● **AIM OF THE EXERCISE**
Search the material and gather each line with "this" in it.

● **RECORD EXCERPTS**
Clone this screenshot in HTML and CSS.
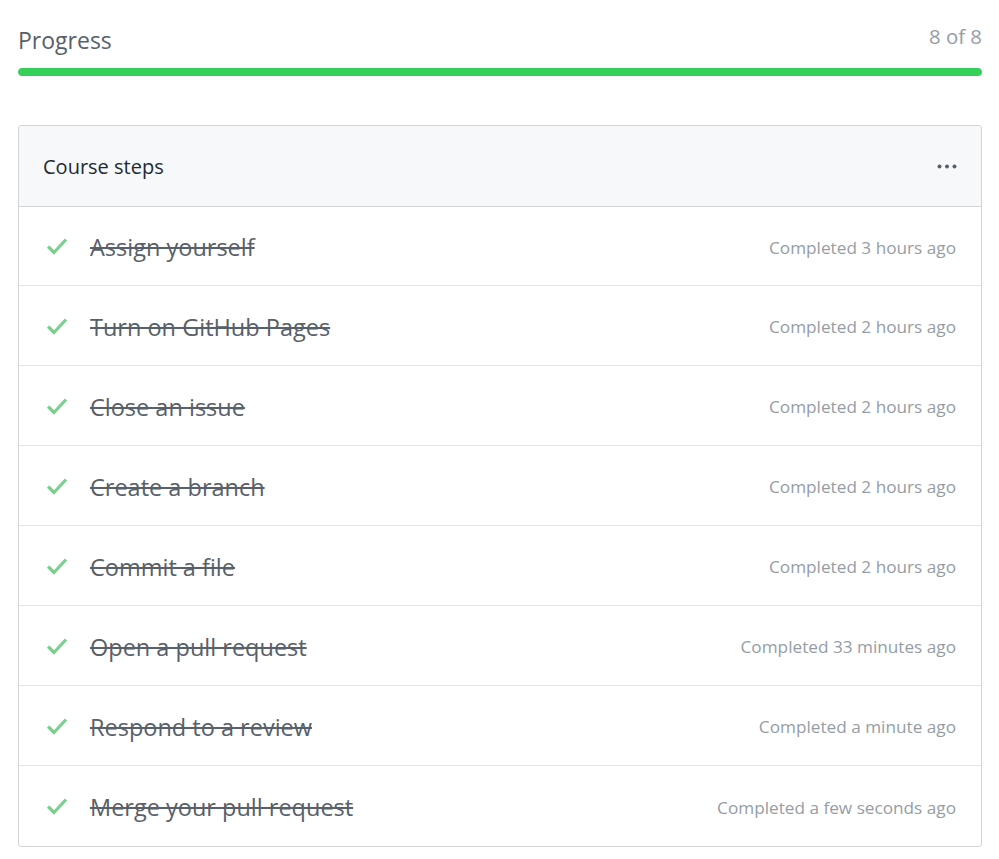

--

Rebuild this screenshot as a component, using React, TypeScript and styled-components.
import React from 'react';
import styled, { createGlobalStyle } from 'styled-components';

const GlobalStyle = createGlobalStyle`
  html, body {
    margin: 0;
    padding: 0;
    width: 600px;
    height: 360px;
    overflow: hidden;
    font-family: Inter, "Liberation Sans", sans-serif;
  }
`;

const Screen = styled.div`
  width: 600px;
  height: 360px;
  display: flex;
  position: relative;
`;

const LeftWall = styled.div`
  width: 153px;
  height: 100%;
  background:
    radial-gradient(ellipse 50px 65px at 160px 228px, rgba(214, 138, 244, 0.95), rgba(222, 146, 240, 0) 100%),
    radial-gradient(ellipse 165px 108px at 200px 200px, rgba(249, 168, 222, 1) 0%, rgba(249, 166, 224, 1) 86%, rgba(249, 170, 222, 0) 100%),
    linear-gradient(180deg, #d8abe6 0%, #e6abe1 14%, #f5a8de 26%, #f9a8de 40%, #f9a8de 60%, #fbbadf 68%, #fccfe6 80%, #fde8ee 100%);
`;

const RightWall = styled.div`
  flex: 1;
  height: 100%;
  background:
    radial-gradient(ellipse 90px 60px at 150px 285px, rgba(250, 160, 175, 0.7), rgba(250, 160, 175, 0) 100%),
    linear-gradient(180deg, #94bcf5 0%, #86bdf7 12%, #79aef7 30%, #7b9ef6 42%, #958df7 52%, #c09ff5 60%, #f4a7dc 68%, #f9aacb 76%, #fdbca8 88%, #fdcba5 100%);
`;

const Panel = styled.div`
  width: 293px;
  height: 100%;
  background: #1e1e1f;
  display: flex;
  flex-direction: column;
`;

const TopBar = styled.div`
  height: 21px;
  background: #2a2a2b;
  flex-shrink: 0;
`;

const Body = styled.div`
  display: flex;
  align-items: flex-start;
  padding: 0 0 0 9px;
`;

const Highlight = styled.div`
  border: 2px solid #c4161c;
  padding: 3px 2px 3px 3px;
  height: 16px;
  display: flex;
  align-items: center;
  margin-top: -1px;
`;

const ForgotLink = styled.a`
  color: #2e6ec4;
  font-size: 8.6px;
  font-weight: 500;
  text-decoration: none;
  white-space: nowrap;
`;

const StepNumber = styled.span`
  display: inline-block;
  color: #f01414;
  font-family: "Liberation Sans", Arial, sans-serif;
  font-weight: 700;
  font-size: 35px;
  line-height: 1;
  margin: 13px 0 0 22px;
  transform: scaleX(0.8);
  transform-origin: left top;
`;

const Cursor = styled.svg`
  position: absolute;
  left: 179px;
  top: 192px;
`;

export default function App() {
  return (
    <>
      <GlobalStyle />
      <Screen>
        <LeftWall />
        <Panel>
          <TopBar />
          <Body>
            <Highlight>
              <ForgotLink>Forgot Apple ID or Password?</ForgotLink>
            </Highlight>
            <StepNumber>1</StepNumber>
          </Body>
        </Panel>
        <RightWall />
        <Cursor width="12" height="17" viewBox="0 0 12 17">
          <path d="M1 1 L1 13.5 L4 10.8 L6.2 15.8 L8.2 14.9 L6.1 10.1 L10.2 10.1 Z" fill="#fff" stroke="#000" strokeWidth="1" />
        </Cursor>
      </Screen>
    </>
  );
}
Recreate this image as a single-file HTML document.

● **EXERCISE RESPONSE**
Clone this screenshot in HTML and CSS.
Rebuild this screenshot as a component, using React, TypeScript and styled-components.
Recreate this image as a single-file HTML document.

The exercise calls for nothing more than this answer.